Fine with him. R.J. didn’t trust her, either.
“Sleep okay?”
Startled, she looked up. “Yes. Thank you. But your dog licked me awake before the crack of dawn. He made it clear he wanted out, so I turned him loose. Hope that was okay.”
“Absolutely. I appreciate it. Lucky’s a dog of simple needs, but he does think people are here to serve.”
“Uh-huh. Well, if you ever run out of sandpaper, I’m sure his tongue could fill in for you in a pinch.”
R.J.’s lips curved. The persistent tug of sensual awareness annoyed him. He decided it had been too long since his last date and finished his meal quickly, anxious to clear his driveway and get her car out of the mud. He’d be glad to send her on her way. The thing was, he had a feeling it wasn’t going to be that easy.
He was right.
“Do you think we could make a fresh start this morning?” she asked over a forkful of eggs.
“In what way?”
“Tell me everything you know about the night Valerie disappeared.”
His fingers tightened around his coffee mug. He took a swallow to buy some time. He couldn’t see any reason not to share the small amount of information he had. He’d already told her most of it anyhow.
“According to Kathy Walsh—she’s the house mother, I guess you’d call her. Anyhow, according to Kathy, Valerie went to her room shortly before eleven. In the morning, she was gone. Her son and her clothes and her car were still there. Even her purse. She wasn’t.”
He found he was gripping the cup tightly enough to snap the handle and set it down. Teri’s expression was equally bleak.
“No one heard a thing. The house alarm was still armed for the night. All the doors and windows were locked. One of the kids heard her son crying that morning and Kathy went up to check on them.”
A flash of sympathy, almost pain, came and went in her expressive, too green eyes.
“The chief of police is a friend of mine. Wyatt’s wife is the founder of the shelter so he was called in right away. He discovered the broken cell phone in back by the fountain,” he went on more calmly. “Wyatt thinks it belonged to Valerie, but he’s checking to confirm that. He came to see me right after he found the phone.”
“Why?”
There was no need to tell her how Wyatt had questioned him about R.J.’s argument with Valerie the evening she disappeared. Wyatt had only been doing his job. And quite possibly that argument was responsible for her disappearance. If he hadn’t pressured her to talk to Wyatt and press charges against her husband, maybe she wouldn’t have run.
“I took her to Heartskeep. Wyatt thought maybe I knew where she had gone.”
Mistrust was back in Teri’s eyes. R.J. ignored it and continued.

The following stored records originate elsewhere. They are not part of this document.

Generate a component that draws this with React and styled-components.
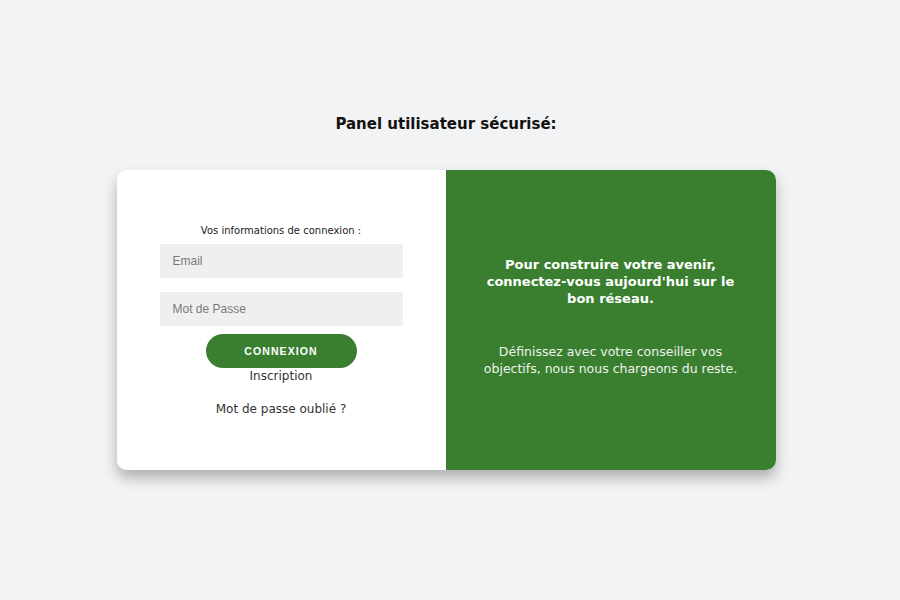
import React from 'react'
import styled, { createGlobalStyle } from 'styled-components'

const GlobalStyle = createGlobalStyle`
  * { box-sizing: border-box; }
  body {
    margin: 0;
    background: #f2f3f5;
    font-family: 'DejaVu Sans', 'Open Sans', sans-serif;
  }
`

const Page = styled.main`
  height: 600px;
  display: flex;
  flex-direction: column;
  align-items: center;
  padding: 112px 8px 0 0;
`

const Title = styled.h1`
  margin: 0 0 34px;
  font-size: 15px;
  font-weight: 800;
  color: #111;
  line-height: 24px;
`

const Card = styled.section`
  width: 659px;
  height: 300px;
  display: grid;
  grid-template-columns: 329px 1fr;
  border-radius: 10px;
  overflow: hidden;
  box-shadow: 0 8px 14px rgba(0, 0, 0, 0.28);
`

const LoginSide = styled.div`
  background: #fff;
  display: flex;
  flex-direction: column;
  align-items: center;
  padding-top: 53px;
`

const Label = styled.p`
  margin: 0 0 5px;
  font-size: 10px;
  color: #222;
  line-height: 16px;
`

const Field = styled.input`
  width: 243px;
  height: 34px;
  margin-bottom: ${p => p.$last ? '8px' : '14px'};
  border: none;
  background: #efefef;
  padding: 0 13px;
  font-family: 'Liberation Sans', Arial, sans-serif;
  font-size: 12px;
  outline: none;
  &::placeholder { color: #7a7a7a; }
`

const Button = styled.button`
  width: 151px;
  height: 34px;
  border: none;
  border-radius: 17px;
  background: #3a7f30;
  color: #fff;
  font-family: 'Liberation Sans', Arial, sans-serif;
  font-weight: 700;
  font-size: 10.5px;
  letter-spacing: 1.1px;
  cursor: pointer;
`

const TextLink = styled.a`
  display: block;
  color: #333;
  font-size: 12px;
  line-height: 16px;
  margin-top: ${p => p.$gap || '0'};
  text-decoration: none;
`

const InfoSide = styled.div`
  background: #3a7f30;
  color: #fff;
  display: flex;
  flex-direction: column;
  align-items: center;
  text-align: center;
  padding: 86px 20px 0;
`

const Headline = styled.h2`
  margin: 0 0 36px;
  font-size: 13px;
  font-weight: 800;
  line-height: 17px;
`

const Blurb = styled.p`
  margin: 0;
  font-size: 12.5px;
  line-height: 17px;
  color: #eef3ec;
`

export default function App() {
  return (
    <>
      <GlobalStyle />
      <Page>
        <Title>Panel utilisateur sécurisé:</Title>
        <Card>
          <LoginSide>
            <Label>Vos informations de connexion :</Label>
            <Field type="email" placeholder="Email" />
            <Field type="password" placeholder="Mot de Passe" $last />
            <Button>CONNEXION</Button>
            <TextLink href="#">Inscription</TextLink>
            <TextLink href="#" $gap="17px">Mot de passe oublié ?</TextLink>
          </LoginSide>
          <InfoSide>
            <Headline>
              Pour construire votre avenir,<br />
              connectez-vous aujourd'hui sur le<br />
              bon réseau.
            </Headline>
            <Blurb>
              Définissez avec votre conseiller vos<br />
              objectifs, nous nous chargeons du reste.
            </Blurb>
          </InfoSide>
        </Card>
      </Page>
    </>
  )
}
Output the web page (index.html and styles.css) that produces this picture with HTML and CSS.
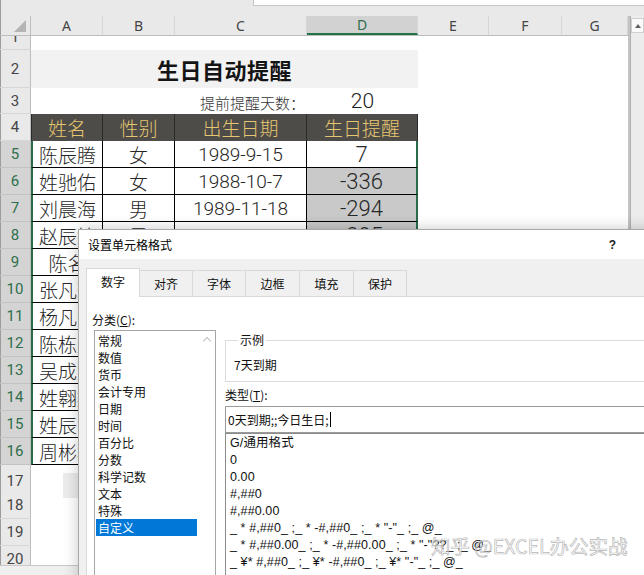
FILE: index.html
```html
<!DOCTYPE html>
<html lang="zh-CN">
<head>
<meta charset="utf-8">
<title>生日自动提醒</title>
<link rel="stylesheet" href="styles.css">
</head>
<body>
<div class="app">
  <div class="topbar"><div class="formula"></div></div>
  <div class="sheetwrap">
    <div class="sheet">
      <div class="row colhead">
        <div class="corner"><span class="tri"></span></div>
        <div class="ch">A</div><div class="ch">B</div><div class="ch">C</div><div class="ch sel">D</div><div class="ch">E</div><div class="ch">F</div><div class="ch">G</div>
      </div>
      <div class="row r1"><div class="rh"><span>1</span></div></div>
      <div class="row r2"><div class="rh">2</div><div class="title">生日自动提醒</div></div>
      <div class="row r3"><div class="rh">3</div><div class="c-label">提前提醒天数：</div><div class="c-num">20</div></div>
      <div class="row r4"><div class="rh">4</div><div class="th first">姓名</div><div class="th">性别</div><div class="th">出生日期</div><div class="th">生日提醒</div></div>
      <div class="row data"><div class="rh s">5</div><div class="td a">陈辰腾</div><div class="td">女</div><div class="td">1989-9-15</div><div class="td d">7</div></div>
      <div class="row data"><div class="rh s">6</div><div class="td a">姓驰佑</div><div class="td">女</div><div class="td">1988-10-7</div><div class="td d neg">-336</div></div>
      <div class="row data"><div class="rh s">7</div><div class="td a">刘晨海</div><div class="td">男</div><div class="td">1989-11-18</div><div class="td d neg">-294</div></div>
      <div class="row data"><div class="rh s">8</div><div class="td a">赵辰铭</div><div class="td">男</div><div class="td">1989-11-17</div><div class="td d neg">-295</div></div>
      <div class="row data"><div class="rh s">9</div><div class="td a">陈名</div><div class="td"></div><div class="td"></div><div class="td d neg"></div></div>
      <div class="row data"><div class="rh s">10</div><div class="td a">张凡瑞</div><div class="td"></div><div class="td"></div><div class="td d neg"></div></div>
      <div class="row data"><div class="rh s">11</div><div class="td a">杨凡宇</div><div class="td"></div><div class="td"></div><div class="td d neg"></div></div>
      <div class="row data"><div class="rh s">12</div><div class="td a">陈栋梁</div><div class="td"></div><div class="td"></div><div class="td d neg"></div></div>
      <div class="row data"><div class="rh s">13</div><div class="td a">吴成龙</div><div class="td"></div><div class="td"></div><div class="td d neg"></div></div>
      <div class="row data"><div class="rh s">14</div><div class="td a">姓翱翔</div><div class="td"></div><div class="td"></div><div class="td d neg"></div></div>
      <div class="row data"><div class="rh s">15</div><div class="td a">姓辰宇</div><div class="td"></div><div class="td"></div><div class="td d neg"></div></div>
      <div class="row data"><div class="rh s">16</div><div class="td a">周彬彬</div><div class="td"></div><div class="td"></div><div class="td d neg"></div></div>
      <div class="row blank"><div class="rh">17</div><div class="ghost"></div></div>
      <div class="row blank"><div class="rh">18</div></div>
      <div class="row blank"><div class="rh">19</div></div>
      <div class="row blank"><div class="rh">20</div></div>
    </div>
    <div class="vscroll"><div class="up"><span class="arrow"></span></div></div>
  </div>
  <div class="tabbar"></div>

  <div class="dialog">
    <div class="dlg-title"><span>设置单元格格式</span><span class="help">?</span></div>
    <div class="dlg-body">
      <div class="tabs">
        <div class="tab active">数字</div>
        <div class="tab w53">对齐</div>
        <div class="tab w53">字体</div>
        <div class="tab">边框</div>
        <div class="tab">填充</div>
        <div class="tab w53">保护</div>
      </div>
      <div class="panel">
        <div class="cat">
          <div class="lbl">分类(<u>C</u>):</div>
          <div class="listbox">
            <div class="items">
              <div class="item">常规</div>
              <div class="item">数值</div>
              <div class="item">货币</div>
              <div class="item">会计专用</div>
              <div class="item">日期</div>
              <div class="item">时间</div>
              <div class="item">百分比</div>
              <div class="item">分数</div>
              <div class="item">科学记数</div>
              <div class="item">文本</div>
              <div class="item">特殊</div>
              <div class="item selected">自定义</div>
            </div>
            <div class="lscroll"><span class="chev"></span></div>
          </div>
        </div>
        <div class="fmt">
          <fieldset class="sample">
            <legend>示例</legend>
            <div class="sample-text">7天到期</div>
          </fieldset>
          <div class="lbl type-lbl">类型(<u>T</u>):</div>
          <div class="input">0天到期;;今日生日;<span class="caret"></span></div>
          <div class="typelist">
            <div class="titem">G/通用格式</div>
            <div class="titem">0</div>
            <div class="titem">0.00</div>
            <div class="titem">#,##0</div>
            <div class="titem">#,##0.00</div>
            <div class="titem">_ * #,##0_ ;_ * -#,##0_ ;_ * "-"_ ;_ @_</div>
            <div class="titem">_ * #,##0.00_ ;_ * -#,##0.00_ ;_ * "-"??_ ;_ @_</div>
            <div class="titem">_ ¥* #,##0_ ;_ ¥* -#,##0_ ;_ ¥* "-"_ ;_ @_</div>
          </div>
        </div>
      </div>
    </div>
  </div>
  <div class="watermark">知乎 @EXCEL办公实战</div>
</div>
</body>
</html>
```

FILE: styles.css
```css
* { box-sizing: border-box; margin: 0; padding: 0; }
html, body { width: 644px; height: 575px; overflow: hidden; background: #fff; }
body { font-family: "Noto Sans CJK SC", sans-serif; color: #222; }

.app {
  position: relative;
  width: 644px;
  height: 575px;
  display: flex;
  flex-direction: column;
  overflow: hidden;
}

/* top strip with formula box */
.topbar {
  height: 16px;
  flex: none;
  background: #e9e9e9;
  display: flex;
  justify-content: flex-end;
  box-shadow: inset 1px 0 #9c9c9c;
}
.formula {
  width: 391px;
  height: 6px;
  background: #fff;
  border-left: 1px solid #c6c6c6;
  border-bottom: 1px solid #c6c6c6;
}

.sheetwrap { flex: 1; min-height: 0; display: flex; overflow: hidden; }
.sheet {
  width: 630px;
  flex: none;
  display: flex;
  flex-direction: column;
  border-right: 2px solid #c4c4c4;
  font-family: "Roboto", "Noto Sans CJK SC Light", "Noto Sans CJK SC DemiLight", "Noto Sans CJK SC", sans-serif;
  font-weight: 300;
  overflow: hidden;
}

.row {
  display: grid;
  grid-template-columns: 31px 72px 72px 132px 111px 71px 73px 66px;
  flex: none;
  height: 27px;
}
.row > div { min-width: 0; overflow: hidden; white-space: nowrap; }

/* column headers */
.colhead { height: 20px; background: #e9e9e9; border-bottom: 1px solid #bdbdbd; }
.corner {
  display: flex;
  align-items: flex-end;
  justify-content: flex-end;
  padding: 0 4px 3px 0;
  border-right: 1px solid #bdbdbd;
  box-shadow: inset 1px 0 #9c9c9c;
}
.tri {
  width: 0; height: 0;
  border-left: 12px solid transparent;
  border-bottom: 12px solid #b4b4b4;
}
.ch {
  display: flex;
  align-items: center;
  justify-content: center;
  font-family: "Noto Sans", sans-serif;
  font-weight: 400;
  font-size: 14px;
  color: #454545;
  border-right: 1px solid #d6d6d6;
}
.ch.sel {
  background: #d2d2d2;
  color: #2f6e4b;
  border-bottom: 2px solid #217346;
}

/* row headers */
.rh {
  display: flex;
  align-items: center;
  justify-content: center;
  background: #e9e9e9;
  border-right: 1px solid #bdbdbd;
  border-bottom: 1px solid #d6d6d6;
  box-shadow: inset 1px 0 #9c9c9c;
  font-size: 15px;
  font-weight: 400;
  color: #454545;
}
.rh.s { background: #d4d4d4; color: #2f6e4b; border-bottom-color: #c2c2c2; }

.r1 { height: 14px; }
.r1 .rh { align-items: flex-start; }
.r1 .rh span { line-height: 20px; margin-top: -9px; }

.r2 { height: 38px; }
.title {
  grid-column: 2 / 6;
  background: #f2f2f2;
  display: flex;
  align-items: center;
  justify-content: center;
  font-family: "Noto Sans CJK SC", sans-serif;
  font-weight: 700;
  font-size: 22px;
  color: #141414;
  letter-spacing: 0.5px;
}

.r3 { height: 26px; }
.c-label {
  grid-column: 2 / 5;
  display: flex;
  align-items: center;
  justify-content: flex-end;
  padding: 3px 2px 0 0;
  font-size: 15px;
  color: #333;
}
.c-num {
  display: flex;
  align-items: center;
  justify-content: center;
  font-size: 21px;
  color: #222;
}

.th {
  display: flex;
  align-items: center;
  justify-content: center;
  background: #4e4c48;
  color: #e6c670;
  font-size: 19px;
  border-right: 1px solid #2a2a2a;
}
.th.first { border-left: 1px solid #2a2a2a; }

.td {
  display: flex;
  align-items: center;
  justify-content: center;
  font-size: 19px;
  color: #262626;
  border-right: 1px solid #000;
  border-bottom: 1px solid #000;
}
.td.a { border-left: 2px solid #2a6b4a; }
.td.d { border-right: 2px solid #2a6b4a; font-size: 22px; }
.td.neg { background: #c9c9c9; }

.ghost {
  grid-column: 2;
  justify-self: start;
  width: 20px;
  height: 25px;
  margin: 8px 0 0 32px;
  background: #ececec;
}

/* vertical scrollbar */
.vscroll {
  flex: 1;
  background: #ececec;
  border-left: 1px solid #b0b0b0;
  padding-top: 2px;
}
.up {
  height: 15px;
  background: #fafafa;
  border: 1px solid #d0d0d0;
  display: flex;
  align-items: center;
  justify-content: center;
}
.arrow {
  width: 0; height: 0;
  border-left: 3px solid transparent;
  border-right: 3px solid transparent;
  border-bottom: 4px solid #606060;
}

.tabbar {
  height: 10px;
  flex: none;
  background: #efefef;
  border-top: 1px solid #c8c8c8;
}

/* dialog */
.dialog {
  position: absolute;
  left: 78px;
  top: 229px;
  width: 620px;
  height: 360px;
  background: #f0f0f0;
  border: 1px solid #a8a8a8;
  box-shadow: 0 0 14px rgba(0, 0, 0, 0.22);
  display: flex;
  flex-direction: column;
  font-family: "Noto Sans CJK SC", sans-serif;
  font-size: 12px;
  color: #000;
  z-index: 2;
}
.dlg-title {
  height: 29px;
  flex: none;
  background: #fff;
  display: flex;
  align-items: center;
  padding-left: 9px;
}
.help {
  margin-left: auto;
  margin-right: 81px;
  font-family: "Liberation Sans", sans-serif;
  font-weight: 700;
  font-size: 12px;
  color: #222;
}
.dlg-body {
  flex: 1;
  display: flex;
  flex-direction: column;
  padding: 9px 0 0 7px;
}
.tabs {
  display: flex;
  align-items: flex-start;
  height: 29px;
  margin-bottom: -1px;
  position: relative;
  z-index: 1;
}
.tab {
  width: 54px;
  height: 27px;
  margin-top: 2px;
  background: #f0f0f0;
  border: 1px solid #d9d9d9;
  border-left: none;
  display: flex;
  align-items: center;
  justify-content: center;
  line-height: 16px;
  color: #111;
}
.tab.w53 { width: 53px; }
.tab.active {
  height: 29px;
  margin-top: 0;
  background: #fff;
  border-left: 1px solid #d9d9d9;
  border-bottom: none;
  padding-bottom: 2px;
}
.panel {
  flex: 1;
  display: flex;
  background: #fff;
  border: 1px solid #d9d9d9;
}
.lbl { line-height: 16px; color: #111; }
.lbl u { text-decoration: underline; text-underline-offset: 1px; }

.cat { margin: 15px 0 0 5px; display: flex; flex-direction: column; }
.listbox {
  margin: 2px 0 0 2px;
  width: 122px;
  flex: 1;
  border: 1px solid #a6a6a6;
  display: flex;
  padding: 1px 0 0 1px;
  gap: 1px;
}
.items { width: 101px; }
.item { line-height: 17px; padding-left: 2px; color: #111; }
.item.selected { background: #0078d7; color: #fff; }
.lscroll {
  width: 17px;
  display: flex;
  justify-content: center;
  padding-top: 6px;
}
.chev {
  width: 6px; height: 6px;
  border-left: 1px solid #c2c2c2;
  border-top: 1px solid #c2c2c2;
  transform: rotate(45deg);
}

.fmt { margin-left: 9px; flex: 1; display: flex; flex-direction: column; }
.sample {
  margin-top: 35px;
  border: 1px solid #dcdcdc;
  padding: 0 0 8px 8px;
}
.sample legend {
  margin-left: 4px;
  padding: 0 2px;
  line-height: 16px;
  color: #111;
}
.sample-text { line-height: 16px; padding-top: 9px; color: #111; }
.type-lbl { margin-top: 5px; }
.input {
  margin-top: 3px;
  height: 27px;
  border: 1px solid #9a9a9a;
  padding-left: 2px;
  line-height: 25px;
  color: #111;
  display: flex;
  align-items: center;
}
.caret {
  display: inline-block;
  width: 1px;
  height: 15px;
  background: #000;
  margin-left: 1px;
}
.typelist {
  flex: 1;
  border: 1px solid #8c8c8c;
  padding: 1px 0 0 4px;
  font-family: "Liberation Sans", "Noto Sans CJK SC", sans-serif;
  font-size: 12.5px;
  letter-spacing: 0.1px;
}
.titem { line-height: 17px; white-space: nowrap; color: #111; }

.watermark {
  position: absolute;
  left: 431px;
  top: 533px;
  z-index: 3;
  font-family: "Noto Sans CJK SC", sans-serif;
  font-size: 19.5px;
  line-height: 26px;
  color: rgba(255, 255, 255, 0.55);
  -webkit-text-stroke: 0.7px rgba(160, 160, 160, 0.75);
  white-space: nowrap;
}
```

“We searched the grounds until it got too dark to see. By then, it was raining hard enough to wash away any useful evidence of anything. The thing is, if she’d stayed close to the house someone would have found her.”
“Why would she have gone outside in the first place?”
R.J. raised and dropped his shoulders. “We don’t know. It’s possible she went to get something from her car before the house alarm was turned on and surprised someone on the grounds, possibly an intruder who had nothing to do with her husband. The crushed cell phone was found in some disturbed grass out in the maze. That’s quite a distance from the parking area and there were no signs of a struggle near the car, nor that anyone had been dragged there. I can’t come up with a single reason for her to have gone into the maze that night. It was dark and raining.”
Feeling the helpless anger once more, he had to force his tightly balled fingers to relax.
“Maybe she ran from someone and was trying to use the cell phone to call for help,” Teri suggested.
“Or she dropped it when she was unloading things from her car and someone else took the phone out back.”